• [PROBLEM STATEMENT]: Please transcribe the listing below in full and word for word, without its pictures.

• [GIVEN DATA]:
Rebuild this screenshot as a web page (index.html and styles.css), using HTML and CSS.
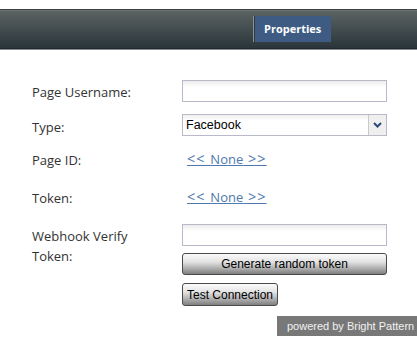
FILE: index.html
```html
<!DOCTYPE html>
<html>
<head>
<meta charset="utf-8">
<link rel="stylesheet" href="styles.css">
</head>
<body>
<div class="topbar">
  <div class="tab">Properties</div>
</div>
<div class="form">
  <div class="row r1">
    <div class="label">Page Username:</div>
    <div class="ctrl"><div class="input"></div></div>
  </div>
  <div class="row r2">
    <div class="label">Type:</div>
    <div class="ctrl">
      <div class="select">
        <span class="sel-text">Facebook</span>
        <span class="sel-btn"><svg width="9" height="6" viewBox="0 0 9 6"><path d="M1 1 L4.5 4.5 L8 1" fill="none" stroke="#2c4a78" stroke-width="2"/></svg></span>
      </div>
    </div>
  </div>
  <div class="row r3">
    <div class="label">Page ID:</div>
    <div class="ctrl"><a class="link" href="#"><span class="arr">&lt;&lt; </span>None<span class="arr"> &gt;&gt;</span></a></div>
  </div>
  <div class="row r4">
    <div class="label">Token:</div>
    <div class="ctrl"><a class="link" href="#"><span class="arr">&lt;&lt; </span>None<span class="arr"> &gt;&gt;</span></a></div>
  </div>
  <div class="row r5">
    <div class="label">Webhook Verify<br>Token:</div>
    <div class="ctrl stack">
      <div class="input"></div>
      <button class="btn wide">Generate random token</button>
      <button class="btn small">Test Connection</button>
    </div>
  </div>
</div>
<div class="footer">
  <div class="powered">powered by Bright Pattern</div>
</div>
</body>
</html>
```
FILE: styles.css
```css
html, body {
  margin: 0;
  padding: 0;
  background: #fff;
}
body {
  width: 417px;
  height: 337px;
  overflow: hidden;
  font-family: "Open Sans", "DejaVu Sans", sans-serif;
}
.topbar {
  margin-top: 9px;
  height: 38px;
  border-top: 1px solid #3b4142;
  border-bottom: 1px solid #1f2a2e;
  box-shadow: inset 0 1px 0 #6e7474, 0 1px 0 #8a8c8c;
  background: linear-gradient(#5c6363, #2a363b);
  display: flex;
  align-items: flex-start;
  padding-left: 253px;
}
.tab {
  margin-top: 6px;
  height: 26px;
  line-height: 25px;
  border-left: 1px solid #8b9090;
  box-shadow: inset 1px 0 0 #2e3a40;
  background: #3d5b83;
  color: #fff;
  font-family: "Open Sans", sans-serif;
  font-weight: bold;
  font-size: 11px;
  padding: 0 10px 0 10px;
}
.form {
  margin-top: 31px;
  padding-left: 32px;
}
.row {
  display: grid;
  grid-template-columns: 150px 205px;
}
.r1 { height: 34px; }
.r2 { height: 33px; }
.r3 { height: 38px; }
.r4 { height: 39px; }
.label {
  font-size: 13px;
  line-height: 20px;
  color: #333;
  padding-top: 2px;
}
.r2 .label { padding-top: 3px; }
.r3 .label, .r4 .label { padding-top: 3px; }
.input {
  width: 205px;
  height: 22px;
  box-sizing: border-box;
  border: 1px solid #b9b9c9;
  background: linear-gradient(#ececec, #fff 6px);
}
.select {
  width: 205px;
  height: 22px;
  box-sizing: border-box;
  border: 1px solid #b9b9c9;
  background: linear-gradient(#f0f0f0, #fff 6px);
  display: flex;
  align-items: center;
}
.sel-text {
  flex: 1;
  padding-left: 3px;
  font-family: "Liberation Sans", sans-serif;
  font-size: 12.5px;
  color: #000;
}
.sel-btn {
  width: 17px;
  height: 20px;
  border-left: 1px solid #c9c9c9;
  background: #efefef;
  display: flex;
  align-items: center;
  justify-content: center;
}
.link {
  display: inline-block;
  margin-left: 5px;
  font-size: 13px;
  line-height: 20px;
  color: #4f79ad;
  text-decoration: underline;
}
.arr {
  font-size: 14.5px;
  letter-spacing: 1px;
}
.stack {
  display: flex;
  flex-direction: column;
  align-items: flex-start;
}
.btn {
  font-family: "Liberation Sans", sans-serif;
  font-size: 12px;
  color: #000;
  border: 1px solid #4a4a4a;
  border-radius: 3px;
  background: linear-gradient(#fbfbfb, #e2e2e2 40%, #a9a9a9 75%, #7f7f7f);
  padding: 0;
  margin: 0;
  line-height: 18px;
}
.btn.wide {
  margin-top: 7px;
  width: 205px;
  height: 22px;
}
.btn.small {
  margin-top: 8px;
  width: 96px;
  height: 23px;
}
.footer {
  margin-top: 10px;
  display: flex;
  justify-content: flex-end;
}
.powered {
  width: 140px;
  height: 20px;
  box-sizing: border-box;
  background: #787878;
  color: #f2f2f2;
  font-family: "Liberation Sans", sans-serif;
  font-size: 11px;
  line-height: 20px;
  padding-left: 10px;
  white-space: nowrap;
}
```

• [WORKED ANSWER]:
Rebuild this screenshot as a web page (index.html and styles.css), using HTML and CSS.
FILE: index.html
```html
<!DOCTYPE html>
<html>
<head>
<meta charset="utf-8">
<link rel="stylesheet" href="styles.css">
</head>
<body>
<div class="topbar">
  <div class="tab">Properties</div>
</div>
<div class="form">
  <div class="row r1">
    <div class="label">Page Username:</div>
    <div class="ctrl"><div class="input"></div></div>
  </div>
  <div class="row r2">
    <div class="label">Type:</div>
    <div class="ctrl">
      <div class="select">
        <span class="sel-text">Facebook</span>
        <span class="sel-btn"><svg width="9" height="6" viewBox="0 0 9 6"><path d="M1 1 L4.5 4.5 L8 1" fill="none" stroke="#2c4a78" stroke-width="2"/></svg></span>
      </div>
    </div>
  </div>
  <div class="row r3">
    <div class="label">Page ID:</div>
    <div class="ctrl"><a class="link" href="#"><span class="arr">&lt;&lt; </span>None<span class="arr"> &gt;&gt;</span></a></div>
  </div>
  <div class="row r4">
    <div class="label">Token:</div>
    <div class="ctrl"><a class="link" href="#"><span class="arr">&lt;&lt; </span>None<span class="arr"> &gt;&gt;</span></a></div>
  </div>
  <div class="row r5">
    <div class="label">Webhook Verify<br>Token:</div>
    <div class="ctrl stack">
      <div class="input"></div>
      <button class="btn wide">Generate random token</button>
      <button class="btn small">Test Connection</button>
    </div>
  </div>
</div>
<div class="footer">
  <div class="powered">powered by Bright Pattern</div>
</div>
</body>
</html>
```
FILE: styles.css
```css
html, body {
  margin: 0;
  padding: 0;
  background: #fff;
}
body {
  width: 417px;
  height: 337px;
  overflow: hidden;
  font-family: "Open Sans", "DejaVu Sans", sans-serif;
}
.topbar {
  margin-top: 9px;
  height: 38px;
  border-top: 1px solid #3b4142;
  border-bottom: 1px solid #1f2a2e;
  box-shadow: inset 0 1px 0 #6e7474, 0 1px 0 #8a8c8c;
  background: linear-gradient(#5c6363, #2a363b);
  display: flex;
  align-items: flex-start;
  padding-left: 253px;
}
.tab {
  margin-top: 6px;
  height: 26px;
  line-height: 25px;
  border-left: 1px solid #8b9090;
  box-shadow: inset 1px 0 0 #2e3a40;
  background: #3d5b83;
  color: #fff;
  font-family: "Open Sans", sans-serif;
  font-weight: bold;
  font-size: 11px;
  padding: 0 10px 0 10px;
}
.form {
  margin-top: 31px;
  padding-left: 32px;
}
.row {
  display: grid;
  grid-template-columns: 150px 205px;
}
.r1 { height: 34px; }
.r2 { height: 33px; }
.r3 { height: 38px; }
.r4 { height: 39px; }
.label {
  font-size: 13px;
  line-height: 20px;
  color: #333;
  padding-top: 2px;
}
.r2 .label { padding-top: 3px; }
.r3 .label, .r4 .label { padding-top: 3px; }
.input {
  width: 205px;
  height: 22px;
  box-sizing: border-box;
  border: 1px solid #b9b9c9;
  background: linear-gradient(#ececec, #fff 6px);
}
.select {
  width: 205px;
  height: 22px;
  box-sizing: border-box;
  border: 1px solid #b9b9c9;
  background: linear-gradient(#f0f0f0, #fff 6px);
  display: flex;
  align-items: center;
}
.sel-text {
  flex: 1;
  padding-left: 3px;
  font-family: "Liberation Sans", sans-serif;
  font-size: 12.5px;
  color: #000;
}
.sel-btn {
  width: 17px;
  height: 20px;
  border-left: 1px solid #c9c9c9;
  background: #efefef;
  display: flex;
  align-items: center;
  justify-content: center;
}
.link {
  display: inline-block;
  margin-left: 5px;
  font-size: 13px;
  line-height: 20px;
  color: #4f79ad;
  text-decoration: underline;
}
.arr {
  font-size: 14.5px;
  letter-spacing: 1px;
}
.stack {
  display: flex;
  flex-direction: column;
  align-items: flex-start;
}
.btn {
  font-family: "Liberation Sans", sans-serif;
  font-size: 12px;
  color: #000;
  border: 1px solid #4a4a4a;
  border-radius: 3px;
  background: linear-gradient(#fbfbfb, #e2e2e2 40%, #a9a9a9 75%, #7f7f7f);
  padding: 0;
  margin: 0;
  line-height: 18px;
}
.btn.wide {
  margin-top: 7px;
  width: 205px;
  height: 22px;
}
.btn.small {
  margin-top: 8px;
  width: 96px;
  height: 23px;
}
.footer {
  margin-top: 10px;
  display: flex;
  justify-content: flex-end;
}
.powered {
  width: 140px;
  height: 20px;
  box-sizing: border-box;
  background: #787878;
  color: #f2f2f2;
  font-family: "Liberation Sans", sans-serif;
  font-size: 11px;
  line-height: 20px;
  padding-left: 10px;
  white-space: nowrap;
}
```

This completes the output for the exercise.